Section 5 dealing with notices that data fiduciaries must generally provide to data principals to obtain valid consent to process their data, Section 8(3) requiring data fiduciaries to ensure the completeness, accuracy and consistency of personal data which is likely either to be used to make decisions affecting data principals or disclosed to other data fiduciaries, Section 8(7) dealing with the retention and erasure of personal data by data fiduciaries and their data processors, Section 10 dealing with the additional obligations imposed upon significant data fiduciaries, and Section 11 dealing with data principals' right to access information about personal data may all not apply to data fiduciaries or specific classes thereof, including startups, if the Central Government issues a notification to that effect having regard to the volume and nature of personal data processed.

Further, Section 3 of the DPDPA provides that, subject to the provisions of the statute itself, the DPDPA shall not apply to—(i) personal data processed by an individual for any personal or domestic purpose; and (ii) personal data that is made or caused to be made publicly available by—(A) the Data Principal to whom such personal data relates; or (B) any other person who is under an obligation under any law for the time being in force in India to make such personal data publicly available'.

Instead of simply assuming that the DPDPA applies to personal data processing, it appears that it would be prudent to double-check whether it does actually apply, in whole or in part, to the specific data processing operations one has in mind. Although this document does not continually use the formulation 'except in cases where the DPDPA or the relevant provisions of the statute do not apply', all the rights and obligations of the various stakeholders involved are subject to broad statutory exemptions including those which may be set out in subordinate legislation.

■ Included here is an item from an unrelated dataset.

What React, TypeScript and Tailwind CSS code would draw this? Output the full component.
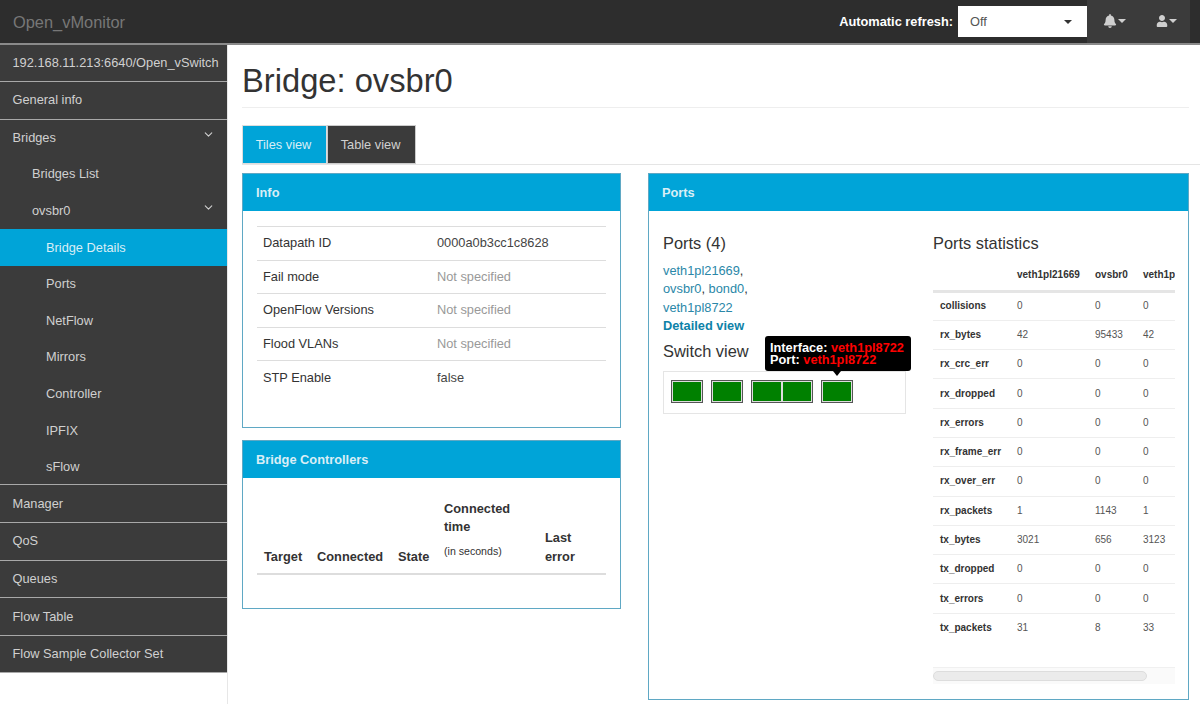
import { ChevronDown } from 'lucide-react';
import { FaBell, FaUser } from 'react-icons/fa';

const subItems = ['Ports', 'NetFlow', 'Mirrors', 'Controller', 'IPFIX', 'sFlow'];
const bottomItems = ['Manager', 'QoS', 'Queues', 'Flow Table', 'Flow Sample Collector Set'];

const info = [
    ['Datapath ID', '0000a0b3cc1c8628', false],
    ['Fail mode', 'Not specified', true],
    ['OpenFlow Versions', 'Not specified', true],
    ['Flood VLANs', 'Not specified', true],
    ['STP Enable', 'false', false],
] as const;

const stats = [
    ['collisions', '0', '0', '0'],
    ['rx_bytes', '42', '95433', '42'],
    ['rx_crc_err', '0', '0', '0'],
    ['rx_dropped', '0', '0', '0'],
    ['rx_errors', '0', '0', '0'],
    ['rx_frame_err', '0', '0', '0'],
    ['rx_over_err', '0', '0', '0'],
    ['rx_packets', '1', '1143', '1'],
    ['tx_bytes', '3021', '656', '3123'],
    ['tx_dropped', '0', '0', '0'],
    ['tx_errors', '0', '0', '0'],
    ['tx_packets', '31', '8', '33'],
];

function SwitchPort() {
    return <div className="w-[30px] h-[21px] bg-[#008000] border-[1.5px] border-[#dddddd]"></div>;
}

function PortGroup({ count }: { count: number }) {
    return (
        <div className="flex border border-[#555]">
            {Array.from({ length: count }).map((_, i) => <SwitchPort key={i} />)}
        </div>
    );
}

function Panel({ title, className, children }: { title: string; className: string; children: React.ReactNode }) {
    return (
        <div className={"border border-[#5fa8c4] " + className}>
            <div className="h-[37px] bg-[#00a4d8] px-[13px] flex items-center font-bold text-[#d9eef6]">{title}</div>
            {children}
        </div>
    );
}

export default function App() {
    return (
        <div className="h-[704px] overflow-hidden bg-white text-[12.8px] leading-[20px] text-[#333] font-['Liberation_Sans',Arial,sans-serif]">
            <div className="h-[45px] bg-[#2d2d2d] border-b-2 border-[#8a8a8a] flex items-center">
                <div className="pl-[13px] text-[16.4px] text-[#777]">Open_vMonitor</div>
                <div className="ml-auto font-bold text-white mr-[5px]">Automatic refresh:</div>
                <div className="w-[129px] h-[31px] bg-white text-[#555] flex items-center pl-[12px] pr-[15px] justify-between">
                    <span>Off</span>
                    <span className="border-x-[4px] border-x-transparent border-t-[4px] border-t-[#333]"></span>
                </div>
                <div className="h-[43px] pb-[2px] bg-[#3b3b3b] w-[103px] flex items-center text-[#cfcfcf] self-start">
                    <span className="flex items-center ml-[16px]">
                        <FaBell size={14} />
                        <span className="ml-[1px] border-x-[4px] border-x-transparent border-t-[4px] border-t-[#cfcfcf]"></span>
                    </span>
                    <span className="flex items-center ml-[30px]">
                        <FaUser size={12} />
                        <span className="ml-[1px] border-x-[4px] border-x-transparent border-t-[4px] border-t-[#cfcfcf]"></span>
                    </span>
                </div>
                <div className="w-[10px]"></div>
            </div>

            <div className="flex h-[659px]">
                <div className="w-[228px] shrink-0 border-r border-[#e7e7e7]">
                    <div className="bg-[#3b3b3b] text-[#d0d0d0]">
                        <div className="h-[37px] pl-[12.5px] flex items-center border-b border-[#a8a8a8]">192.168.11.213:6640/Open_vSwitch</div>
                        <div className="h-[37.5px] pl-[12.5px] flex items-center border-b border-[#a8a8a8]">General info</div>
                        <div className="h-[36.6px] pl-[12.5px] pr-[12px] flex items-center justify-between">Bridges <ChevronDown size={13} className="mt-[-6px]" /></div>
                        <div className="h-[36.6px] pl-[32px] flex items-center">Bridges List</div>
                        <div className="h-[36.6px] pl-[32px] pr-[12px] flex items-center justify-between">ovsbr0 <ChevronDown size={13} className="mt-[-6px]" /></div>
                        <div className="h-[36.6px] pl-[46px] flex items-center bg-[#00a4d8] text-[#d9eef6]">Bridge Details</div>
                        {subItems.map((item, i) => (
                            <div key={item} className={"h-[36.6px] pl-[46px] flex items-center " + (i === subItems.length - 1 ? 'border-b border-[#a8a8a8]' : '')}>{item}</div>
                        ))}
                        {bottomItems.map((item) => (
                            <div key={item} className="h-[37.6px] pl-[12.5px] flex items-center border-b border-[#a8a8a8]">{item}</div>
                        ))}
                    </div>
                </div>

                <div className="flex-1 min-w-0 pl-[14px] pr-[11px]">
                    <div className="h-[63px] pt-[9px] border-b border-[#eee] flex items-center">
                        <h1 className="text-[32.7px] leading-[36px] text-[#333]">Bridge: ovsbr0</h1>
                    </div>
                    <div className="flex mt-[17px] h-[40px] border-b border-[#e5e5e5] mr-[-11px]">
                        <div className="w-[85px] h-[39px] pr-[2px] bg-[#00a4d8] text-[#d9eef6] border border-[#ddd] flex items-center justify-center">Tiles view</div>
                        <div className="w-[89px] h-[39px] pr-[2px] bg-[#3b3b3b] text-[#d0d0d0] border border-[#ccc] flex items-center justify-center">Table view</div>
                    </div>

                    <div className="flex mt-[8px] gap-[27px]">
                        <div className="w-[379px] shrink-0 flex flex-col gap-[12px]">
                            <Panel title="Info" className="h-[255px]">
                                <div className="px-[14px] pt-[15px]">
                                    {info.map(([label, value, muted]) => (
                                        <div key={label} className="flex h-[33.6px] items-center pl-[6px] border-t border-[#ddd]">
                                            <div className="w-[174px]">{label}</div>
                                            <div className={muted ? 'text-[#999]' : 'text-[#444]'}>{value}</div>
                                        </div>
                                    ))}
                                </div>
                            </Panel>
                            <Panel title="Bridge Controllers" className="h-[169px]">
                                <div className="px-[14px]">
                                    <div className="h-[97px] flex items-end border-b-2 border-[#ddd] font-bold text-[#333] pb-[7px] leading-[19px]">
                                        <div className="pl-[7px] w-[60px]">Target</div>
                                        <div className="w-[81px]">Connected</div>
                                        <div className="w-[46px]">State</div>
                                        <div className="w-[101px] leading-[18px]">
                                            <div>Connected</div>
                                            <div>time</div>
                                            <div className="font-normal text-[10.6px] mt-[6px] mb-[6px]">(in seconds)</div>
                                        </div>
                                        <div className="w-[40px]">Last error</div>
                                    </div>
                                </div>
                            </Panel>
                        </div>

                        <Panel title="Ports" className="relative w-[541px] h-[527px] shrink-0">
                            <div className="flex pl-[14px]">
                                <div className="w-[243px] shrink-0">
                                    <div className="text-[16.4px] leading-[20px] mt-[22px]">Ports (4)</div>
                                    <div className="mt-[9px] leading-[18.3px] text-[#2a87a8]">
                                        <div>veth1pl21669<span className="text-[#333]">,</span></div>
                                        <div>ovsbr0<span className="text-[#333]">,</span> bond0<span className="text-[#333]">,</span></div>
                                        <div>veth1pl8722</div>
                                        <div className="font-bold text-[#0e82a8]">Detailed view</div>
                                    </div>
                                    <div className="text-[16.4px] leading-[20px] mt-[6px]">Switch view</div>
                                    <div className="mt-[10px] h-[43px] border border-[#e5e5e5] flex items-center pl-[7px] pb-[3px] gap-[8px]">
                                        <PortGroup count={1} />
                                        <PortGroup count={1} />
                                        <PortGroup count={2} />
                                        <PortGroup count={1} />
                                    </div>
                                </div>
                                <div className="ml-[27px] w-[242px] overflow-hidden">
                                    <div className="text-[16.4px] leading-[20px] mt-[22px]">Ports statistics</div>
                                    <table className="mt-[7px] text-[10px] w-[300px] table-fixed border-collapse">
                                        <thead>
                                            <tr className="h-[31px] border-b-[3px] border-[#e5e5e5] font-bold text-left">
                                                <th className="w-[84px]"></th>
                                                <th className="w-[78px]">veth1pl21669</th>
                                                <th className="w-[48px]">ovsbr0</th>
                                                <th className="whitespace-nowrap">veth1pl8722</th>
                                            </tr>
                                        </thead>
                                        <tbody>
                                            {stats.map(([name, a, b, c]) => (
                                                <tr key={name} className="h-[29.3px] border-t border-[#eee] text-[#555]">
                                                    <td className="pl-[7px] font-bold text-[#333]">{name}</td>
                                                    <td>{a}</td>
                                                    <td>{b}</td>
                                                    <td>{c}</td>
                                                </tr>
                                            ))}
                                        </tbody>
                                    </table>
                                    <div className="mt-[24px] h-[17px] bg-[#fafafa] border-t border-[#f0f0f0] flex items-center">
                                        <div className="w-[214px] h-[10px] rounded-full bg-[#ebebeb] border border-[#ddd]"></div>
                                    </div>
                                </div>
                            </div>
                            <div className="absolute left-[116px] top-[162px] w-[146px] h-[35px] bg-black rounded-[3px] text-white font-bold text-[12.75px] leading-[12px] pl-[5px] py-[6px] whitespace-nowrap">
                                <div>Interface: <span className="text-[#ff0000]">veth1pl8722</span></div>
                                <div>Port: <span className="text-[#ff0000]">veth1pl8722</span></div>
                                <div className="absolute left-[68px] top-[35px] border-x-[4px] border-x-transparent border-t-[5px] border-t-black"></div>
                            </div>
                        </Panel>
                    </div>
                </div>
            </div>
        </div>
    );
}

Appendix: DPDPA Provisions

re The Data Protection Board 

2. Definitions. In this Act, unless the context otherwise requires,— (a) 'Appellate Tribunal' means the Telecom Disputes Settlement and Appellate Tribunal established under section 14 of the Telecom Regulatory Authority of India Act, 1997; [....] (e) “Chairperson” means the Chairperson of the Board; [....] (m) “digital office” means an office that adopts an online mechanism wherein the proceedings, from receipt of intimation or complaint or reference or directions or appeal, as the case may be, to the disposal thereof, are conducted in online or digital mode; [....] (o) “gain” means— (i) a gain in property or supply of services, whether temporary or permanent; or (ii) an opportunity to earn remuneration or greater remuneration or to gain a financial advantage otherwise than by way of legitimate remuneration; (p) “loss” means— (i) a loss in property or interruption in supply of services, whether temporary or permanent; or (ii) a loss of opportunity to earn remuneration or greater remuneration or to gain a financial advantage otherwise than by way of legitimate remuneration; [....] (q) “Member” means a Member of the Board and includes the Chairperson; [....] (w) “proceeding” means any action taken by the Board under the provisions of this Act; [....]

35. Protection of action taken in good faith. No suit, prosecution or other legal proceedings shall lie against the Central Government, the Board, its Chairperson and any Member, officer or employee thereof for anything which is done or intended to be done in good faith under the provisions of this Act or the rules made thereunder. 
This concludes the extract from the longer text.